Nuovi arresti eccellenti all'ombra del potere uzbeko
In carcere due alti funzionari della sicurezza, altre decine di personalità costretti alle dimissioni. Accusati di rapporti opachi con imprenditori e clan mafiosi. Uno di loro era noto per le torture a un blogger critico contro il presidente Mirziyoyev.
Taškent (AsiaNews) - In Uzbekistan sono stati arrestati due alti funzionari, il primo vice-direttore dei servizi Guvd della città di Taškent, Doniyor Taškhodžaev, e l’ex-capo della amministrazione per la sicurezza del presidente, Šukrat Rasulov. Inoltre decine di altri personaggi sono stati fermati o costretti alle dimissioni. Ad essi si imputano reati gravissimi legati ad altri casi clamorosi, come quello del noto blogger Abdukodir Muminov, 34 anni, uno dei più aperti critici delle politiche del presidente Šavkat Mirziyoyev.
Il canale YouTube di Muminov, dal titolo Ko’zgu, aveva 247mila seguaci, ed era dedicato alle polemiche anti-presidenziali. Il 23 dicembre 2022 il blogger era stato assalito da sconosciuti, che lo avevano malmenato lasciandolo in fin di vita. Due mesi dopo era stato arrestato con l’accusa di truffa e malversazione, ricevendo ad agosto 2023 una condanna a 7 anni di lager. I suoi colleghi e sostenitori, come l’altro blogger Asliddin Kamol, avevano collegato l’aggressione e l’arresto alle sue inchieste giornalistiche, che si concentravano sugli affari piuttosto equivoci dei parenti del presidente. La madre di Abdukodir, Sabokhat Abdullaeva, aveva dichiarato che in prigione cercavano di costringere il figlio a firmare delle confessioni già preparate, ma lui si era rifiutato.
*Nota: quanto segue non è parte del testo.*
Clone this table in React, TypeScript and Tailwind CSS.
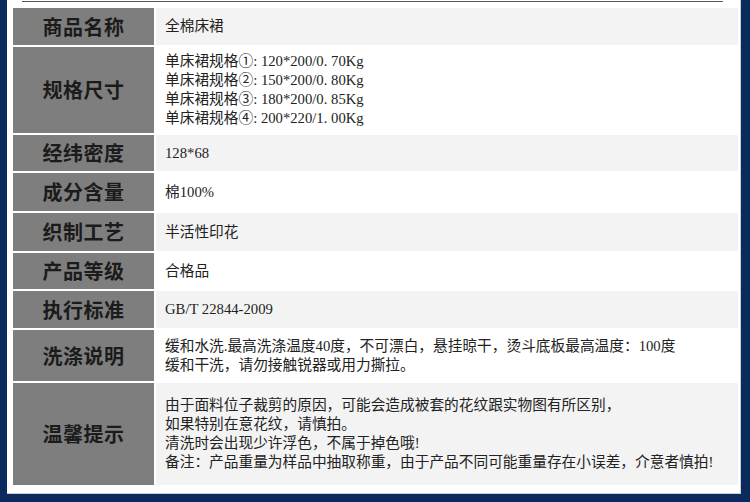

Secondo i racconti della Abdullaeva, uno dei principali investigatori che facevano pressioni su Muminov era proprio Doniyor Taškhodžaev, che lo costringeva a strisciare per terra prendendolo a calci sulle costole. In seguito alle torture egli aveva perso conoscenza più volte, ma veniva rianimato e sottoposto a ulteriori violenze. Ora Taškhodžaev viene accusato di aver coperto le malefatte di un imprenditore, Džavlon Junusov, che viene considerato dagli inquirenti il responsabile dell’attentato all’ex-collaboratore dell’amministrazione presidenziale Komil Allamžonov, lo scorso 26 ottobre nella regione di Taškent.
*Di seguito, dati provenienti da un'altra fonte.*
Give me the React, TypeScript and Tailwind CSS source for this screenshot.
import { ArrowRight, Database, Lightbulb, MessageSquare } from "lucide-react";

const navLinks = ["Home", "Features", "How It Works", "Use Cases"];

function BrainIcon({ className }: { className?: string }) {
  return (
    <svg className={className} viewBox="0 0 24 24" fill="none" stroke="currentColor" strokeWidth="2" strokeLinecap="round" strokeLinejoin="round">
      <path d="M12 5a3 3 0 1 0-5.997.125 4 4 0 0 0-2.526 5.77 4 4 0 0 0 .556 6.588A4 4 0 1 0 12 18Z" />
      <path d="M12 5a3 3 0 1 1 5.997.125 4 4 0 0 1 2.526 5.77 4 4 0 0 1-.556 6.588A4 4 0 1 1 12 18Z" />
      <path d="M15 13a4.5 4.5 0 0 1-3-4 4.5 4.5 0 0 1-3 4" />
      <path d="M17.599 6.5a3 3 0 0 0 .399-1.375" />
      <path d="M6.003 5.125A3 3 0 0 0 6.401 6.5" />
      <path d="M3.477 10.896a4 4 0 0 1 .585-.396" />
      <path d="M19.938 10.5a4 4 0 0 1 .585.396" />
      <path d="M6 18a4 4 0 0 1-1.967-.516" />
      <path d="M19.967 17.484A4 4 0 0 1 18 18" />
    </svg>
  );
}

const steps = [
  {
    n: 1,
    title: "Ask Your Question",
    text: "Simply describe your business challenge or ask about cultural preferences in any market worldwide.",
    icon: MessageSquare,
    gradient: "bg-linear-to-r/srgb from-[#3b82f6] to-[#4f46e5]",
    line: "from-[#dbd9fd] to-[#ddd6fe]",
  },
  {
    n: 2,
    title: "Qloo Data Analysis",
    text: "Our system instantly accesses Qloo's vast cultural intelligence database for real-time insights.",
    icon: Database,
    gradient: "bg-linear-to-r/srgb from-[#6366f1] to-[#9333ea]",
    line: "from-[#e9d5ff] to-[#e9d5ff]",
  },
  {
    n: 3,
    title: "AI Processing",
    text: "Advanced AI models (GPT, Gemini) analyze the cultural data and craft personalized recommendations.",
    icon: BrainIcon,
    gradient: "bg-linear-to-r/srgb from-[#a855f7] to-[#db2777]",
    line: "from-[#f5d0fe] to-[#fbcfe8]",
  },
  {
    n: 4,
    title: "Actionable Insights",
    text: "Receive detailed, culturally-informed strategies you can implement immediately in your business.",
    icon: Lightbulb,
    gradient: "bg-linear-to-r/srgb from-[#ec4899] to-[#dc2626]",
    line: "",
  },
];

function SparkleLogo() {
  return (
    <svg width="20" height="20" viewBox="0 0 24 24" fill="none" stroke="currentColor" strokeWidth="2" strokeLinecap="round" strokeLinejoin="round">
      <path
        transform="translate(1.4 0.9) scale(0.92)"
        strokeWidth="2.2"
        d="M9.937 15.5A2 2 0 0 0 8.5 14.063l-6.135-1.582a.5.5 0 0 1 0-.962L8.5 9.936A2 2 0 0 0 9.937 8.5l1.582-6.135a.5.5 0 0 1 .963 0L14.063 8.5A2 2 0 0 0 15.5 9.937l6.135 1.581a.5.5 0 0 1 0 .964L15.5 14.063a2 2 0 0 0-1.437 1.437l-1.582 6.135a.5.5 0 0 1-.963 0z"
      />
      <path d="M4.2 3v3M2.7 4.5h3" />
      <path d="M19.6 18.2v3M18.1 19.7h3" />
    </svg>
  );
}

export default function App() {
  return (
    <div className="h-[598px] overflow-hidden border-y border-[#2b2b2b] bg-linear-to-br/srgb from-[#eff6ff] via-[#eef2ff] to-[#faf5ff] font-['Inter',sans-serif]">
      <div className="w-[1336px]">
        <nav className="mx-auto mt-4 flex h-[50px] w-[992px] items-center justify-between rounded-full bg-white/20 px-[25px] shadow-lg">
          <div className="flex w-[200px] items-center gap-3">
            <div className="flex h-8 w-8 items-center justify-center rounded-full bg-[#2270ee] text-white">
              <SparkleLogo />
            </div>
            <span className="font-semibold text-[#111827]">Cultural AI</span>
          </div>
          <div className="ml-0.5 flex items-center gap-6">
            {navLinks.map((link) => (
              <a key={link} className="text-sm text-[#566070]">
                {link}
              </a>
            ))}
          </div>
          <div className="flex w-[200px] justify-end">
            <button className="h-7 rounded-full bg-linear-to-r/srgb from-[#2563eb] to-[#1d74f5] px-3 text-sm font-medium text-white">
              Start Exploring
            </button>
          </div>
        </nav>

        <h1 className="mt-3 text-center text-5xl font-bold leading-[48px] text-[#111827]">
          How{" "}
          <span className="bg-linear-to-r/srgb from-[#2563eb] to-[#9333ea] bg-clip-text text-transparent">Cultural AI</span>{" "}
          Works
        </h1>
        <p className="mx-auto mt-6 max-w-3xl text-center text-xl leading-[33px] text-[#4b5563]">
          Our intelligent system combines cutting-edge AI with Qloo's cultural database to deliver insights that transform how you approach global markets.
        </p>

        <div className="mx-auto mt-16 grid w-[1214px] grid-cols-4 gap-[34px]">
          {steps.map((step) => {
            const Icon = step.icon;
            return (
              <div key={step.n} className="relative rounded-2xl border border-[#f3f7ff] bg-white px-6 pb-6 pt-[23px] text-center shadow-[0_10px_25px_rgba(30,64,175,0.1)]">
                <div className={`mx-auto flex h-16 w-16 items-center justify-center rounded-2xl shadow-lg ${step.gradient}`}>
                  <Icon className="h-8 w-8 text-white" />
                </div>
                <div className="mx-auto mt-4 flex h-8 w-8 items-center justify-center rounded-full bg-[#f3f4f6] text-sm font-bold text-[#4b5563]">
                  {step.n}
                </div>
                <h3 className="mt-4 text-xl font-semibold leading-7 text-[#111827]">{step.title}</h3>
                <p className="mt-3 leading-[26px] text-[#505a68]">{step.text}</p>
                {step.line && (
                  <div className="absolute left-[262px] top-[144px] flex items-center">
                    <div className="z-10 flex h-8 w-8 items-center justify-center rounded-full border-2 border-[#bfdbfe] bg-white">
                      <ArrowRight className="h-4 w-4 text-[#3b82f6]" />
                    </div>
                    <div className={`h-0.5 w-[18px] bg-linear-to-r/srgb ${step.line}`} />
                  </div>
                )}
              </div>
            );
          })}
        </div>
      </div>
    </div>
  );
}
Junusov avrebbe ottenuto con forme di corruzione e violenza le proprietà di diversi uomini d’affari della capitale uzbeka, e Taškhodžaev avrebbe coperto i suoi crimini, finendo per essere arrestato lo scorso 3 dicembre, secondo fonti giornalistiche locali, una settimana dopo aver dato le dimissioni dal suo incarico. Nella sua carriera aveva ricoperto diversi uffici di alto livello, grazie alle sue buone relazioni con Otabek Umarov, il cognato più giovane del presidente Mirziyoyev. Egli stesso ha guidato la recente operazione contro le bande di strada, chiamata “I 40 giorni della riscossa”, mettendo dietro le sbarre uno dei capi della malavita locale, Salim Abduvaliev.
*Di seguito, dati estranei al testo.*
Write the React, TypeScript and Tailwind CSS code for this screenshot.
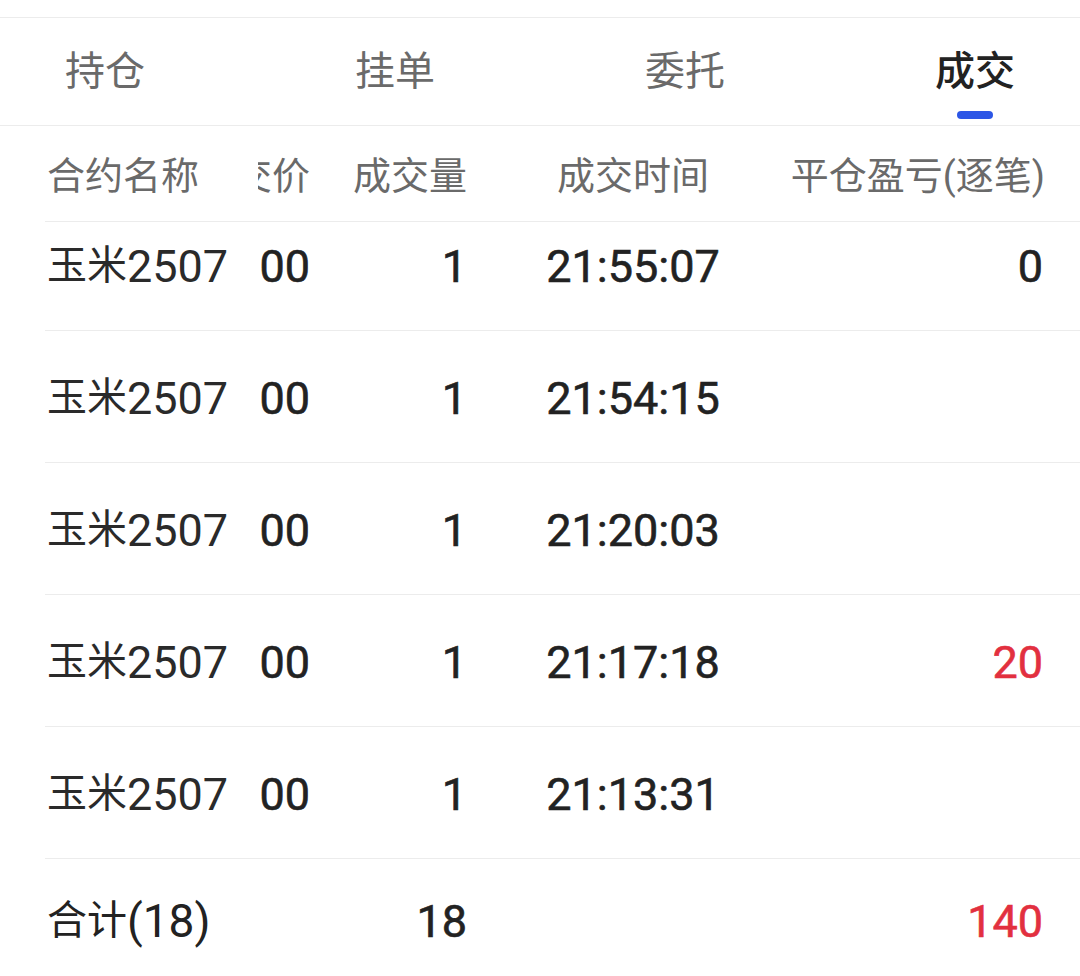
import React from "react";

const FONT = "font-['Roboto','Noto_Sans_CJK_SC',sans-serif]";
const NUM = "text-[45px] leading-none [-webkit-text-stroke:0.6px_currentColor]";

const tabs = ["持仓", "挂单", "委托", "成交"];

const rows = [
  { name: "2507", price: "2300", qty: "1", time: "21:55:07", pnl: "0", red: false },
  { name: "2507", price: "2300", qty: "1", time: "21:54:15", pnl: "", red: false },
  { name: "2507", price: "2300", qty: "1", time: "21:20:03", pnl: "", red: false },
  { name: "2507", price: "2300", qty: "1", time: "21:17:18", pnl: "20", red: true },
  { name: "2507", price: "2300", qty: "1", time: "21:13:31", pnl: "", red: false },
];

export default function App() {
  return (
    <div className={`w-[1080px] h-[976px] bg-white overflow-hidden ${FONT}`}>
      <div className="h-[18px] border-b border-[#ececec]" />

      {/* tab bar */}
      <div className="h-[108px] border-b border-[#ececec] flex items-center justify-between px-[65px]">
        {tabs.map((t) => {
          const active = t === "成交";
          return (
            <div key={t} className="relative h-full flex items-center">
              <span
                className={
                  active
                    ? "text-[40px] leading-none text-[#222] font-medium"
                    : "text-[40px] leading-none text-[#6a6a6a]"
                }
              >
                {t}
              </span>
              {active && (
                <div className="absolute bottom-[6px] left-1/2 -translate-x-1/2 w-[36px] h-[8px] rounded-full bg-[#2c56e6]" />
              )}
            </div>
          );
        })}
      </div>

      {/* table */}
      <div className="ml-[45px]">
        <div className="h-[96px] border-b border-[#ececec] flex items-center text-[38px] leading-none text-[#6a6a6a] pt-[4px]">
          <div className="w-[213px] pl-[2px]">合约名称</div>
          <div className="w-[52px] overflow-hidden flex justify-end whitespace-nowrap">成交价</div>
          <div className="w-[157px] text-right">成交量</div>
          <div className="w-[332px] text-center">成交时间</div>
          <div className="w-[246px] flex justify-end whitespace-nowrap">平仓盈亏(逐笔)</div>
        </div>

        {rows.map((r, i) => (
          <div
            key={r.time}
            className={`${i === 0 ? "h-[109px]" : "h-[132px]"} border-b border-[#ececec] flex items-end pb-[40px] text-[#222]`}
          >
            <div className="w-[213px] h-[48px] flex items-center pl-[2px] whitespace-nowrap text-[#2a2a2a]">
              <span className="text-[40px] leading-none">玉米</span>
              <span className="text-[45px] leading-none">{r.name}</span>
            </div>
            <div className={`w-[52px] h-[48px] overflow-hidden flex items-center justify-end whitespace-nowrap ${NUM}`}>
              {r.price}
            </div>
            <div className={`w-[157px] h-[48px] flex items-center justify-end ${NUM}`}>
              {r.qty}
            </div>
            <div className={`w-[332px] h-[48px] flex items-center justify-center ${NUM}`}>
              {r.time}
            </div>
            <div
              className={`w-[244px] h-[48px] flex items-center justify-end ${NUM} ${
                r.red ? "text-[#e2303f]" : "text-[#222]"
              }`}
            >
              {r.pnl}
            </div>
          </div>
        ))}

        {/* total */}
        <div className="h-[118px] flex items-start pt-[38px] text-[#222]">
          <div className="w-[265px] h-[48px] flex items-center pl-[2px] whitespace-nowrap">
            <span className="text-[40px] leading-none">合计</span>
            <span className="text-[46px] leading-none">(18)</span>
          </div>
          <div className={`w-[157px] h-[48px] flex items-center justify-end ${NUM}`}>
            18
          </div>
          <div className="w-[332px]" />
          <div className={`w-[244px] h-[48px] flex items-center justify-end text-[#e2303f] ${NUM}`}>
            140
          </div>
        </div>
      </div>
    </div>
  );
}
Sembra che le azioni intraprese da Taškhodžaev avessero lo scopo di favorire un’altra organizzazione criminale, quella di Ravšan Mukhiddinov, detto “Ravšan uomo d’oro”, nipote di uno dei capi storici della mafia di Taškent, Gafur Rakhimov, che aveva prosperato sotto il regime del primo presidente dell’Uzbekistan, Islam Karimov, per poi passare dei periodi di “soggiorno agevolato” nelle prigioni di Dubai e Istanbul. Con l’arrivo al potere di Mirziyoyev, il “dorato” era tornato in patria, liberato da tutte le accuse.
Un altro arresto eccellente è stato nei giorni scorsi quello di Šukrat Rasulov, considerato il “braccio destro” di Umarov e l’organizzatore pratico dell’attentato ad Allamžonov. Quale sia il destino degli arrestati, e di tutte le persone forzate a lasciare i loro incarichi, è oggetto di inchieste dei media, vista l’assenza di dichiarazioni ufficiali. Dai pochi documenti arrivati alla stampa si sa che esiste un “piano delle azioni risolutive” che contiene informazioni sulle minacce reciproche dei funzionari di vari settori dei servizi segreti e delle forze di sicurezza dell’Uzbekistan, che si riversano sui giornalisti e sulle fughe di notizie, in attesa di una conclusione della “guerra di mafie” nei vari palazzi del potere di Taškent.